▸ Required task
Emit the data below verbatim, stripping out any pictures.
================================
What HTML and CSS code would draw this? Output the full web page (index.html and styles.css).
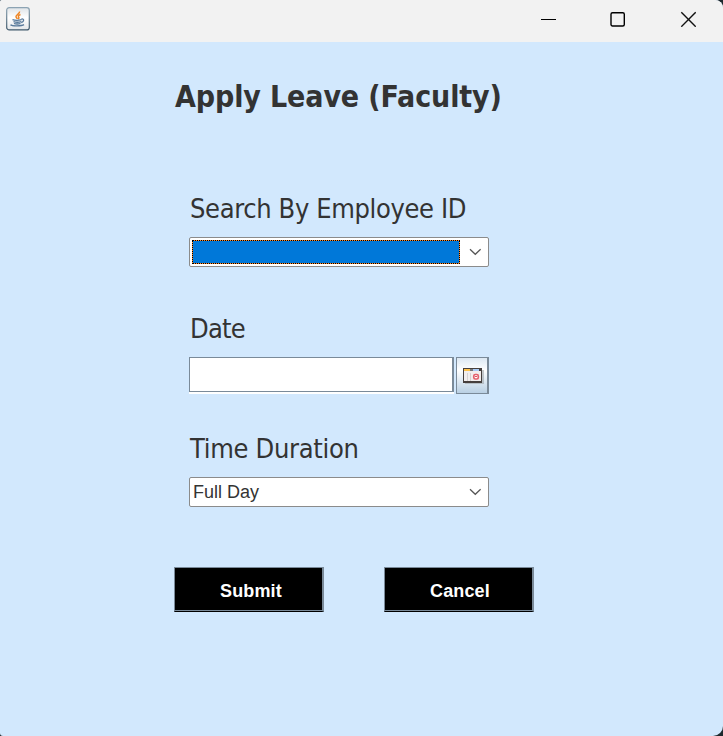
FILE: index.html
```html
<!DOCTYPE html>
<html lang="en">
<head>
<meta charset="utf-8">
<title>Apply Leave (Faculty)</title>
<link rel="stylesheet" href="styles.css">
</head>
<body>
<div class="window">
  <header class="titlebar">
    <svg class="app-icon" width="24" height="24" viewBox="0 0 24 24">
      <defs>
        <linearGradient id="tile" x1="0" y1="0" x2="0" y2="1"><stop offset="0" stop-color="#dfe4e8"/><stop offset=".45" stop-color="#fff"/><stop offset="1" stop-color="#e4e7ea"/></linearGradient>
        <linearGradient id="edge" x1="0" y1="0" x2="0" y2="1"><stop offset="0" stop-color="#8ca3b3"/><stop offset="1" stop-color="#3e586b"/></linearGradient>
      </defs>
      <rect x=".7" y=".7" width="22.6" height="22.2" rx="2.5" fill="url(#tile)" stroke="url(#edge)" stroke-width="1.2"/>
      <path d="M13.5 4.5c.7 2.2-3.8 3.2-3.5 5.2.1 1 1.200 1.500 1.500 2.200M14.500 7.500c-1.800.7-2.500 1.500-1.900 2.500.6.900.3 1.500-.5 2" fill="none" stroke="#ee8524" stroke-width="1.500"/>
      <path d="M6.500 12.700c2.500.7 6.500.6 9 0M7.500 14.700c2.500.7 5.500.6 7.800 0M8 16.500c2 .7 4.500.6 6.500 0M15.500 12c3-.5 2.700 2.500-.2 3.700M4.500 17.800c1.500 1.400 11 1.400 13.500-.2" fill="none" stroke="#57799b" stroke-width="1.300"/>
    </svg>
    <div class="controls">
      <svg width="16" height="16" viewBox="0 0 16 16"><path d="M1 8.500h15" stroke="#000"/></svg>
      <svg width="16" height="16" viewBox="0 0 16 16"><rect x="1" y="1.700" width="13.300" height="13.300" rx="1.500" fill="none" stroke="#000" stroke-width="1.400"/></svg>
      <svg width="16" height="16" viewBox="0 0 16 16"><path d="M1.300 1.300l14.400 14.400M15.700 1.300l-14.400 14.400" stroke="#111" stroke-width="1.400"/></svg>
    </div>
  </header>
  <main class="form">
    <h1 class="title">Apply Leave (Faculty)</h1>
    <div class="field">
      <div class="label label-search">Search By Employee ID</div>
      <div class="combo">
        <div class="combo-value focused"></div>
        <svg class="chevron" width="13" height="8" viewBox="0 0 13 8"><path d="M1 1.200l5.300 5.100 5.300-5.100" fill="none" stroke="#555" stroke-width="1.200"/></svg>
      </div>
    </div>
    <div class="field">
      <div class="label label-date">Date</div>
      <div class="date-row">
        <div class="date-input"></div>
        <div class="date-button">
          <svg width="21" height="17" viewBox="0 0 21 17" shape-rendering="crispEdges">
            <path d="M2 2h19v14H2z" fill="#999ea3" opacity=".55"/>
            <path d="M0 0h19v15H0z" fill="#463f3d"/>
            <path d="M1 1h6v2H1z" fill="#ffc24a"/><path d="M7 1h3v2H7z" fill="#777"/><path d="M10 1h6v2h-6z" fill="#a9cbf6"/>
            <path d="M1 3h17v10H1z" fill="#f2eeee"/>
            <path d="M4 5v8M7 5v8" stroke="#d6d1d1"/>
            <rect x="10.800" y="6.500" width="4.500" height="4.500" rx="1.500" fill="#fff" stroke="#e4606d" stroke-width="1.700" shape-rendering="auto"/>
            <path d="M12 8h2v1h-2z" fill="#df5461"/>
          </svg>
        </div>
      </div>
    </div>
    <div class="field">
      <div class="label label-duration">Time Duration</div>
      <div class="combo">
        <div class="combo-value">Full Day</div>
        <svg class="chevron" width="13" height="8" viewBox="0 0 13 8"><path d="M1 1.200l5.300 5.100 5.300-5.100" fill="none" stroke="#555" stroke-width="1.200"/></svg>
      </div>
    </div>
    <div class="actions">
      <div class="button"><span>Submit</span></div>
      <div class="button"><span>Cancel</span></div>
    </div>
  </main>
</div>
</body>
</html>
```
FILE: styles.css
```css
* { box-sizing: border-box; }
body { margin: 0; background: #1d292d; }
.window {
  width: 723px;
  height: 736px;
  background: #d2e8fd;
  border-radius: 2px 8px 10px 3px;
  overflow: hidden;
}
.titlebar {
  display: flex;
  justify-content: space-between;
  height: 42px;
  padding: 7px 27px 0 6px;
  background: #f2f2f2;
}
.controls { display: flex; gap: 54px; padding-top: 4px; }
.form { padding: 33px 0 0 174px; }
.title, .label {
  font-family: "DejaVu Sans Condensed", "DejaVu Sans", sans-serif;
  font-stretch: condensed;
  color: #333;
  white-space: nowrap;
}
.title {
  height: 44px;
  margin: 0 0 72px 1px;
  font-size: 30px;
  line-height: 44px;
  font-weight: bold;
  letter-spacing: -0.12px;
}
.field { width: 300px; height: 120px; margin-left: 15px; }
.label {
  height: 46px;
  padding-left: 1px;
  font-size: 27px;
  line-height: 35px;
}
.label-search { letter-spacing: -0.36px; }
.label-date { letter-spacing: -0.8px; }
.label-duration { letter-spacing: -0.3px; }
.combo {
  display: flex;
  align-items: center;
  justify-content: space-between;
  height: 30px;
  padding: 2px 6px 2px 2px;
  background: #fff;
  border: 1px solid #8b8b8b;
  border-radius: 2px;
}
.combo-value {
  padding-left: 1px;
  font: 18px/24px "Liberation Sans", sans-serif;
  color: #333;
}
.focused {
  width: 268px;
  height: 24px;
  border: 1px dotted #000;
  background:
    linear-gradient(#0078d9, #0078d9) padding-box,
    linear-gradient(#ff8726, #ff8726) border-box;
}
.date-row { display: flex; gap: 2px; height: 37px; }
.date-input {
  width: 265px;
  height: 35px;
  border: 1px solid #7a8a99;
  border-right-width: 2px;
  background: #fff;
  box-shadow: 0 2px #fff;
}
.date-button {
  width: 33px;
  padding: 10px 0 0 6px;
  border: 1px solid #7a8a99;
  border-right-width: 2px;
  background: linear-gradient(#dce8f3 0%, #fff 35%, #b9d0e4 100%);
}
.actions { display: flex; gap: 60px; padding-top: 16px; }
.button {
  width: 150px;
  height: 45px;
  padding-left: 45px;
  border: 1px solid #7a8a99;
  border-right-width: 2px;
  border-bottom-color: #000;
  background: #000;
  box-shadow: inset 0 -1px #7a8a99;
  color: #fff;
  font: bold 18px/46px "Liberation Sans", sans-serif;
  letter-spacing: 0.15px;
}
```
================================
▸ Final answer
What HTML and CSS code would draw this? Output the full web page (index.html and styles.css).
FILE: index.html
```html
<!DOCTYPE html>
<html lang="en">
<head>
<meta charset="utf-8">
<title>Apply Leave (Faculty)</title>
<link rel="stylesheet" href="styles.css">
</head>
<body>
<div class="window">
  <header class="titlebar">
    <svg class="app-icon" width="24" height="24" viewBox="0 0 24 24">
      <defs>
        <linearGradient id="tile" x1="0" y1="0" x2="0" y2="1"><stop offset="0" stop-color="#dfe4e8"/><stop offset=".45" stop-color="#fff"/><stop offset="1" stop-color="#e4e7ea"/></linearGradient>
        <linearGradient id="edge" x1="0" y1="0" x2="0" y2="1"><stop offset="0" stop-color="#8ca3b3"/><stop offset="1" stop-color="#3e586b"/></linearGradient>
      </defs>
      <rect x=".7" y=".7" width="22.6" height="22.2" rx="2.5" fill="url(#tile)" stroke="url(#edge)" stroke-width="1.2"/>
      <path d="M13.5 4.5c.7 2.2-3.8 3.2-3.5 5.2.1 1 1.200 1.500 1.500 2.200M14.500 7.500c-1.800.7-2.500 1.500-1.900 2.500.6.900.3 1.500-.5 2" fill="none" stroke="#ee8524" stroke-width="1.500"/>
      <path d="M6.500 12.700c2.500.7 6.500.6 9 0M7.500 14.700c2.500.7 5.500.6 7.800 0M8 16.500c2 .7 4.500.6 6.500 0M15.500 12c3-.5 2.700 2.500-.2 3.700M4.500 17.800c1.500 1.400 11 1.400 13.500-.2" fill="none" stroke="#57799b" stroke-width="1.300"/>
    </svg>
    <div class="controls">
      <svg width="16" height="16" viewBox="0 0 16 16"><path d="M1 8.500h15" stroke="#000"/></svg>
      <svg width="16" height="16" viewBox="0 0 16 16"><rect x="1" y="1.700" width="13.300" height="13.300" rx="1.500" fill="none" stroke="#000" stroke-width="1.400"/></svg>
      <svg width="16" height="16" viewBox="0 0 16 16"><path d="M1.300 1.300l14.400 14.400M15.700 1.300l-14.400 14.400" stroke="#111" stroke-width="1.400"/></svg>
    </div>
  </header>
  <main class="form">
    <h1 class="title">Apply Leave (Faculty)</h1>
    <div class="field">
      <div class="label label-search">Search By Employee ID</div>
      <div class="combo">
        <div class="combo-value focused"></div>
        <svg class="chevron" width="13" height="8" viewBox="0 0 13 8"><path d="M1 1.200l5.300 5.100 5.300-5.100" fill="none" stroke="#555" stroke-width="1.200"/></svg>
      </div>
    </div>
    <div class="field">
      <div class="label label-date">Date</div>
      <div class="date-row">
        <div class="date-input"></div>
        <div class="date-button">
          <svg width="21" height="17" viewBox="0 0 21 17" shape-rendering="crispEdges">
            <path d="M2 2h19v14H2z" fill="#999ea3" opacity=".55"/>
            <path d="M0 0h19v15H0z" fill="#463f3d"/>
            <path d="M1 1h6v2H1z" fill="#ffc24a"/><path d="M7 1h3v2H7z" fill="#777"/><path d="M10 1h6v2h-6z" fill="#a9cbf6"/>
            <path d="M1 3h17v10H1z" fill="#f2eeee"/>
            <path d="M4 5v8M7 5v8" stroke="#d6d1d1"/>
            <rect x="10.800" y="6.500" width="4.500" height="4.500" rx="1.500" fill="#fff" stroke="#e4606d" stroke-width="1.700" shape-rendering="auto"/>
            <path d="M12 8h2v1h-2z" fill="#df5461"/>
          </svg>
        </div>
      </div>
    </div>
    <div class="field">
      <div class="label label-duration">Time Duration</div>
      <div class="combo">
        <div class="combo-value">Full Day</div>
        <svg class="chevron" width="13" height="8" viewBox="0 0 13 8"><path d="M1 1.200l5.300 5.100 5.300-5.100" fill="none" stroke="#555" stroke-width="1.200"/></svg>
      </div>
    </div>
    <div class="actions">
      <div class="button"><span>Submit</span></div>
      <div class="button"><span>Cancel</span></div>
    </div>
  </main>
</div>
</body>
</html>
```
FILE: styles.css
```css
* { box-sizing: border-box; }
body { margin: 0; background: #1d292d; }
.window {
  width: 723px;
  height: 736px;
  background: #d2e8fd;
  border-radius: 2px 8px 10px 3px;
  overflow: hidden;
}
.titlebar {
  display: flex;
  justify-content: space-between;
  height: 42px;
  padding: 7px 27px 0 6px;
  background: #f2f2f2;
}
.controls { display: flex; gap: 54px; padding-top: 4px; }
.form { padding: 33px 0 0 174px; }
.title, .label {
  font-family: "DejaVu Sans Condensed", "DejaVu Sans", sans-serif;
  font-stretch: condensed;
  color: #333;
  white-space: nowrap;
}
.title {
  height: 44px;
  margin: 0 0 72px 1px;
  font-size: 30px;
  line-height: 44px;
  font-weight: bold;
  letter-spacing: -0.12px;
}
.field { width: 300px; height: 120px; margin-left: 15px; }
.label {
  height: 46px;
  padding-left: 1px;
  font-size: 27px;
  line-height: 35px;
}
.label-search { letter-spacing: -0.36px; }
.label-date { letter-spacing: -0.8px; }
.label-duration { letter-spacing: -0.3px; }
.combo {
  display: flex;
  align-items: center;
  justify-content: space-between;
  height: 30px;
  padding: 2px 6px 2px 2px;
  background: #fff;
  border: 1px solid #8b8b8b;
  border-radius: 2px;
}
.combo-value {
  padding-left: 1px;
  font: 18px/24px "Liberation Sans", sans-serif;
  color: #333;
}
.focused {
  width: 268px;
  height: 24px;
  border: 1px dotted #000;
  background:
    linear-gradient(#0078d9, #0078d9) padding-box,
    linear-gradient(#ff8726, #ff8726) border-box;
}
.date-row { display: flex; gap: 2px; height: 37px; }
.date-input {
  width: 265px;
  height: 35px;
  border: 1px solid #7a8a99;
  border-right-width: 2px;
  background: #fff;
  box-shadow: 0 2px #fff;
}
.date-button {
  width: 33px;
  padding: 10px 0 0 6px;
  border: 1px solid #7a8a99;
  border-right-width: 2px;
  background: linear-gradient(#dce8f3 0%, #fff 35%, #b9d0e4 100%);
}
.actions { display: flex; gap: 60px; padding-top: 16px; }
.button {
  width: 150px;
  height: 45px;
  padding-left: 45px;
  border: 1px solid #7a8a99;
  border-right-width: 2px;
  border-bottom-color: #000;
  background: #000;
  box-shadow: inset 0 -1px #7a8a99;
  color: #fff;
  font: bold 18px/46px "Liberation Sans", sans-serif;
  letter-spacing: 0.15px;
}
```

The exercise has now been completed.